**Written exercise**
Which lines in the records below contain the word "this"? Copy each one out.

Lines of data:
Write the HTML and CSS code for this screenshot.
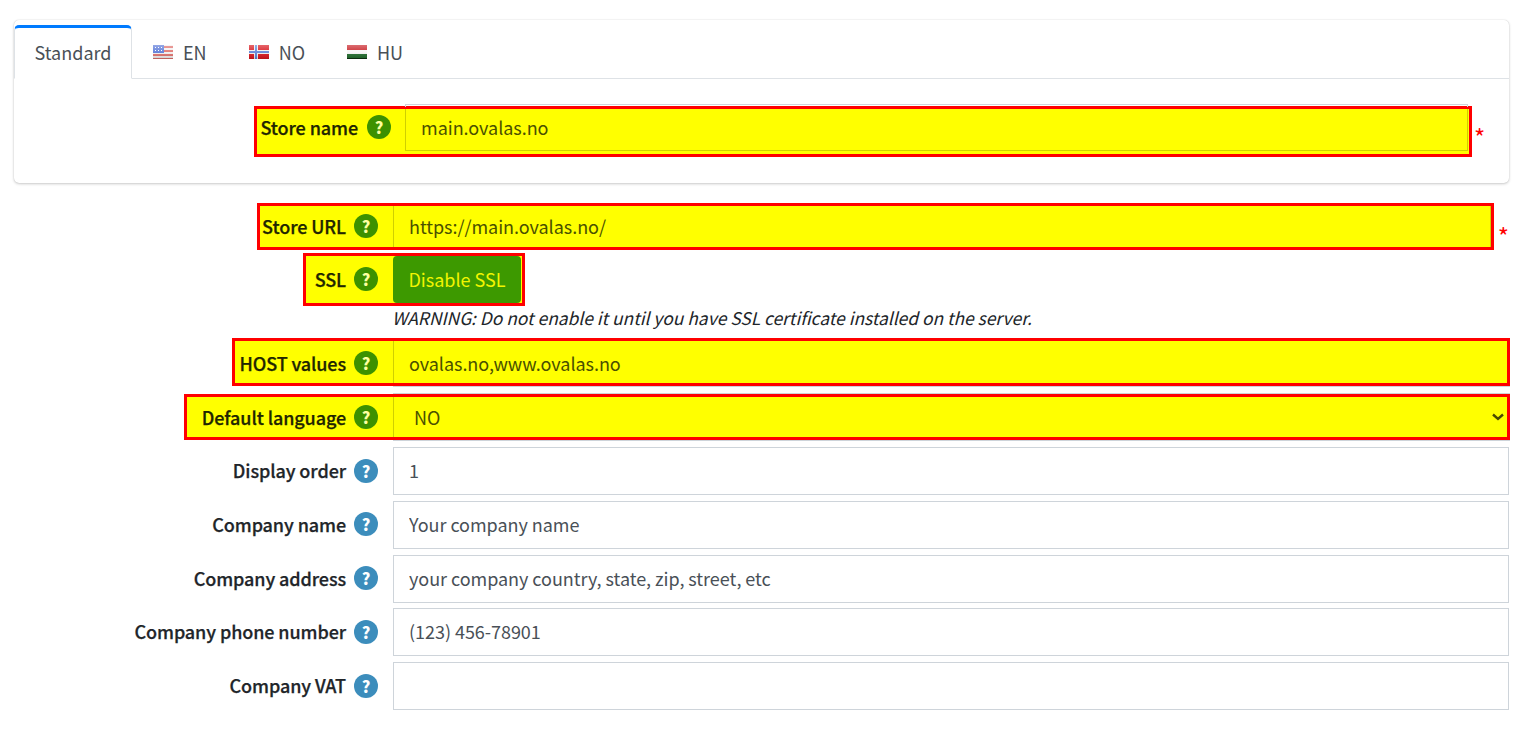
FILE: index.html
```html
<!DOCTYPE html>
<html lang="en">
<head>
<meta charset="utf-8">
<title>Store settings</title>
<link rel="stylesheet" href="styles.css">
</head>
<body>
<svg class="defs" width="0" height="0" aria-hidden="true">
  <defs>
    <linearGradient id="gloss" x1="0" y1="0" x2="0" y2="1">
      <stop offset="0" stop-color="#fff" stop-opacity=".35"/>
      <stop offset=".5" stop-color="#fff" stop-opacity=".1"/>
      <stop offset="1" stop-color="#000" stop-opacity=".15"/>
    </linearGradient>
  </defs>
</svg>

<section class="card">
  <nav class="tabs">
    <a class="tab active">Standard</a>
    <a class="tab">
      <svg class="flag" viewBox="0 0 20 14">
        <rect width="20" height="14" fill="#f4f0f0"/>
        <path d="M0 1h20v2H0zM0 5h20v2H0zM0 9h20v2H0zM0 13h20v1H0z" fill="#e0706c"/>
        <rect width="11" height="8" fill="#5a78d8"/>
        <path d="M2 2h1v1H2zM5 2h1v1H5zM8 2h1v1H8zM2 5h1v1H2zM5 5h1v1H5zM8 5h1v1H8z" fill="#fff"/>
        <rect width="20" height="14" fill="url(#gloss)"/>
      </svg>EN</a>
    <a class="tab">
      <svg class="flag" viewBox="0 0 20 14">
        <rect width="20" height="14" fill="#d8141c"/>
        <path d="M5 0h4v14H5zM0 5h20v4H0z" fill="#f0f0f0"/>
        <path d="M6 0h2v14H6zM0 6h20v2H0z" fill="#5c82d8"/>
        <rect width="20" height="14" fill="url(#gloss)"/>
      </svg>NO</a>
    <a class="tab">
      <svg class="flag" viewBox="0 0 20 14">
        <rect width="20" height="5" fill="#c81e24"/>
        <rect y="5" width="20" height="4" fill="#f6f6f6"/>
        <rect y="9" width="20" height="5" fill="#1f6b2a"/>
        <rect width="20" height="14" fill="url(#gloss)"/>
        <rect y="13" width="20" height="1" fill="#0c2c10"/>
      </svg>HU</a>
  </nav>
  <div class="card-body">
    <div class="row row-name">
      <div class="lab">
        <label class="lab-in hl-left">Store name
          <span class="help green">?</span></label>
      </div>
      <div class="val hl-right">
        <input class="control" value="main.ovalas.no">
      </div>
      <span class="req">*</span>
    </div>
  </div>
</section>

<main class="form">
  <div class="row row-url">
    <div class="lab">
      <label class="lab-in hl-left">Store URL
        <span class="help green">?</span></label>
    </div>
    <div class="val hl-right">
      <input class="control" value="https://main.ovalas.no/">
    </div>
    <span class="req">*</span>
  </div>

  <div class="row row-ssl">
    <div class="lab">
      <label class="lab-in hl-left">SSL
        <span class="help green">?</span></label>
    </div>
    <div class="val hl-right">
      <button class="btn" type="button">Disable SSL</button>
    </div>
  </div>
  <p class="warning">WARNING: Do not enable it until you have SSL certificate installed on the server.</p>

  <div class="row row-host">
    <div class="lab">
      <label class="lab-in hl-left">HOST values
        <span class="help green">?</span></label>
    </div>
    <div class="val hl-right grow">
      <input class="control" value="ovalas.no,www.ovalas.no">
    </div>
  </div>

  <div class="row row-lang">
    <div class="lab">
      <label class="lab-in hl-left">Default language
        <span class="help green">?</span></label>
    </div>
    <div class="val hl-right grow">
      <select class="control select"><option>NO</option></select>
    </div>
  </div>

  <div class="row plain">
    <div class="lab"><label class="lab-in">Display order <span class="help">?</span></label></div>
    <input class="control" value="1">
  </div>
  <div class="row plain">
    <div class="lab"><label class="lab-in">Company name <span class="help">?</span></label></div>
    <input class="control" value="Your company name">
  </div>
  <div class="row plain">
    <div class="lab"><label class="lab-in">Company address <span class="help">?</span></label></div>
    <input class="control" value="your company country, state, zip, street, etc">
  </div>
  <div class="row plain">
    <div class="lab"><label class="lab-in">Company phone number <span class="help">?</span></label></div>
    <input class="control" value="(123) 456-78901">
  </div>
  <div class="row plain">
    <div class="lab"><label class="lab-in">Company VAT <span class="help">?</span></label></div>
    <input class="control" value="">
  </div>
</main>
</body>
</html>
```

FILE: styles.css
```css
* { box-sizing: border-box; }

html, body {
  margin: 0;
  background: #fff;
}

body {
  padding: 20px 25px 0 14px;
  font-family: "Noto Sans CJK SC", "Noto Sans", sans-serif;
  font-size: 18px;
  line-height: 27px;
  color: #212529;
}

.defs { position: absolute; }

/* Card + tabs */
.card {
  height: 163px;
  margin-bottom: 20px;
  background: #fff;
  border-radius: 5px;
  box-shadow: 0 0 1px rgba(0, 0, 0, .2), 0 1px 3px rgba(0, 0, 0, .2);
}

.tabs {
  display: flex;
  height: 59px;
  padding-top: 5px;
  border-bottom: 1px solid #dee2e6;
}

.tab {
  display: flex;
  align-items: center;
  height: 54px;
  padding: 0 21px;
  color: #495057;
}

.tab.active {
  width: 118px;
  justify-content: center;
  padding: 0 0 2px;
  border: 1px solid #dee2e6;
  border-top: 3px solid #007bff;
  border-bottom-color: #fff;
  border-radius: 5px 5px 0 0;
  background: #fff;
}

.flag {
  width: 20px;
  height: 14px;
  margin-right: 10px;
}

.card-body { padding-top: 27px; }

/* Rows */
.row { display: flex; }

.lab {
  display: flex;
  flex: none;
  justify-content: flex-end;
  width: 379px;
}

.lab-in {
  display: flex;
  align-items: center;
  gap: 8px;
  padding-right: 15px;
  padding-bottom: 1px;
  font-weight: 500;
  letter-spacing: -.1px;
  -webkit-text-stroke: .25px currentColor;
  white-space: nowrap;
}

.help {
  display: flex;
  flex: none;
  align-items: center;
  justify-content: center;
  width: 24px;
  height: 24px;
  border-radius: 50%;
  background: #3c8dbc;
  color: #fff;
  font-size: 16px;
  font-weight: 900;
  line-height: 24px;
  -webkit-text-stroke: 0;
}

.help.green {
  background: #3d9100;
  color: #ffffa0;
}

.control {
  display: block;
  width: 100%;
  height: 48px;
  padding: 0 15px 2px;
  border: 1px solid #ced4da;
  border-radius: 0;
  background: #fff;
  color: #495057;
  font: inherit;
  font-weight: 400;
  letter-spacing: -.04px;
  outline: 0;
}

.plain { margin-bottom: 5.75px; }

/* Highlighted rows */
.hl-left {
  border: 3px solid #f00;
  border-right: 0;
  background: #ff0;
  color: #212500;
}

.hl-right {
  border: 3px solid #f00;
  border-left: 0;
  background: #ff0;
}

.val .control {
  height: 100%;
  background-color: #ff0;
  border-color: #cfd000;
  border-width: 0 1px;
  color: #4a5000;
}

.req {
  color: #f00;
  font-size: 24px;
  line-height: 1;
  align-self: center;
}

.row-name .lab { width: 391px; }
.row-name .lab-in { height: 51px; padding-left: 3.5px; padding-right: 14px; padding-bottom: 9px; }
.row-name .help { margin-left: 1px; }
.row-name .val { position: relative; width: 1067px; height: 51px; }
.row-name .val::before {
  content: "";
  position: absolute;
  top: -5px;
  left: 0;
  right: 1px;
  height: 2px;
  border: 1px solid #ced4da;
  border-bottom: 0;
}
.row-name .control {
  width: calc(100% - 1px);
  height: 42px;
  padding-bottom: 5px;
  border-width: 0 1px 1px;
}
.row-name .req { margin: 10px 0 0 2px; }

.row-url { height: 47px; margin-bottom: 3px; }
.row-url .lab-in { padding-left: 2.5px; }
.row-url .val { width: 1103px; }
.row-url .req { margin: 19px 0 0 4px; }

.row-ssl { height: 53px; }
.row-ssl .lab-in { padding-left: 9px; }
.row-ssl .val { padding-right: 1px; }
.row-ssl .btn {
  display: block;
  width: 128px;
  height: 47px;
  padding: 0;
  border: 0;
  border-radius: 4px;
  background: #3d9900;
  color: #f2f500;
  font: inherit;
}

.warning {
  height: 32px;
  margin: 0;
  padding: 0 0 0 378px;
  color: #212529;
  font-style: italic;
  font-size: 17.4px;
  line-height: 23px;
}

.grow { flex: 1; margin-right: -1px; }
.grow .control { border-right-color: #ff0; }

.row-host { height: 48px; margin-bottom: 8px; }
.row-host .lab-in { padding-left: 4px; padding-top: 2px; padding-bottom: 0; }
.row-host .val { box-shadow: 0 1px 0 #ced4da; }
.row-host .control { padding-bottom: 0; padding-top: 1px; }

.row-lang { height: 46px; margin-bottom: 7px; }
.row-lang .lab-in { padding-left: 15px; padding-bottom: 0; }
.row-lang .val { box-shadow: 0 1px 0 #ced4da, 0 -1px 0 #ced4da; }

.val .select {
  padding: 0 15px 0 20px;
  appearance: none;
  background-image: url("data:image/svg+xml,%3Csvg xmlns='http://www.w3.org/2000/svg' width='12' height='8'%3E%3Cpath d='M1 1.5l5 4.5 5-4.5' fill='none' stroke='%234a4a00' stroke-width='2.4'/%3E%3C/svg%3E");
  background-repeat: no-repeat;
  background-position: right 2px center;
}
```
--
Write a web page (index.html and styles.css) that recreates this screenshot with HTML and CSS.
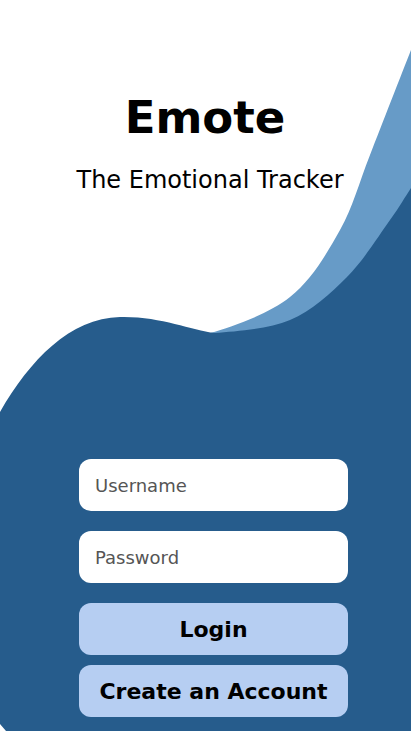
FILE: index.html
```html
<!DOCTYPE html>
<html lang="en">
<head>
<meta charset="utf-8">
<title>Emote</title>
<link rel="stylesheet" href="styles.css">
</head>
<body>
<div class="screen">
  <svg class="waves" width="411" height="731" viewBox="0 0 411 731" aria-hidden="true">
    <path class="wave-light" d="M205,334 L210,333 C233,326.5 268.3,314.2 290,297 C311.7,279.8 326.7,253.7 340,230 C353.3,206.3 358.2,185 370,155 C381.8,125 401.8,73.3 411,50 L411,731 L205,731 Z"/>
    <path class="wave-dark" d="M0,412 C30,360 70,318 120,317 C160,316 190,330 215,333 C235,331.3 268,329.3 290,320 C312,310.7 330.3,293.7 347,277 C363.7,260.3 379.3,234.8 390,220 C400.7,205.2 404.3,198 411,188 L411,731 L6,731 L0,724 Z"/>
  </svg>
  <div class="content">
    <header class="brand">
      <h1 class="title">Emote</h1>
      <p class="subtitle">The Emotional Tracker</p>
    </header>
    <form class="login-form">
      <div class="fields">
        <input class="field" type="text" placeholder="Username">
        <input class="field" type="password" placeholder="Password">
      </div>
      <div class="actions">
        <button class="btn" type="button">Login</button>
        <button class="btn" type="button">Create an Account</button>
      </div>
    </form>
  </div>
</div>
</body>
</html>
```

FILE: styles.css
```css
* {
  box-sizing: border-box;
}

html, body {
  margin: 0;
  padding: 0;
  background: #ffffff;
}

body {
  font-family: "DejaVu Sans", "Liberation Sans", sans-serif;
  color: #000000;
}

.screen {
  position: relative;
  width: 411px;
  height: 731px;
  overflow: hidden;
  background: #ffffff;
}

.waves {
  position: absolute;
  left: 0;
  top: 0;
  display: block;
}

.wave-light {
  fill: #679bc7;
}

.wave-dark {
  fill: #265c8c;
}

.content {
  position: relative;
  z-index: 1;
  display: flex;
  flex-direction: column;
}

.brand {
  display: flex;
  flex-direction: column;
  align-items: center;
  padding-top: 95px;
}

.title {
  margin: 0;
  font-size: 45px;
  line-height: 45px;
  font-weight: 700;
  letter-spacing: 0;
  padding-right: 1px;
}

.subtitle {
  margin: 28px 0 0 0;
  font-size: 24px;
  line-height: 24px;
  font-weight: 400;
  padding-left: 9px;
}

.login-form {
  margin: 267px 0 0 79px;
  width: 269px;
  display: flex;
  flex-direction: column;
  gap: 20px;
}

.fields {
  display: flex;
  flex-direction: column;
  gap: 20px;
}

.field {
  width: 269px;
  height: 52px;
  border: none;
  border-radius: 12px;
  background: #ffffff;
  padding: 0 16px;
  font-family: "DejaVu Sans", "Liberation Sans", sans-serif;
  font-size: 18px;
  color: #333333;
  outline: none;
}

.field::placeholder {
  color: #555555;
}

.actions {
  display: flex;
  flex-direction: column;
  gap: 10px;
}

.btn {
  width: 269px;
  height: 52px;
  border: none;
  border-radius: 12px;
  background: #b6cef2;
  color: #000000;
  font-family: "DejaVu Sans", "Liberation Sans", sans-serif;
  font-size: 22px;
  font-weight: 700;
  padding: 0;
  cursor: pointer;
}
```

**Final result**
Write the HTML and CSS code for this screenshot.
Write a web page (index.html and styles.css) that recreates this screenshot with HTML and CSS.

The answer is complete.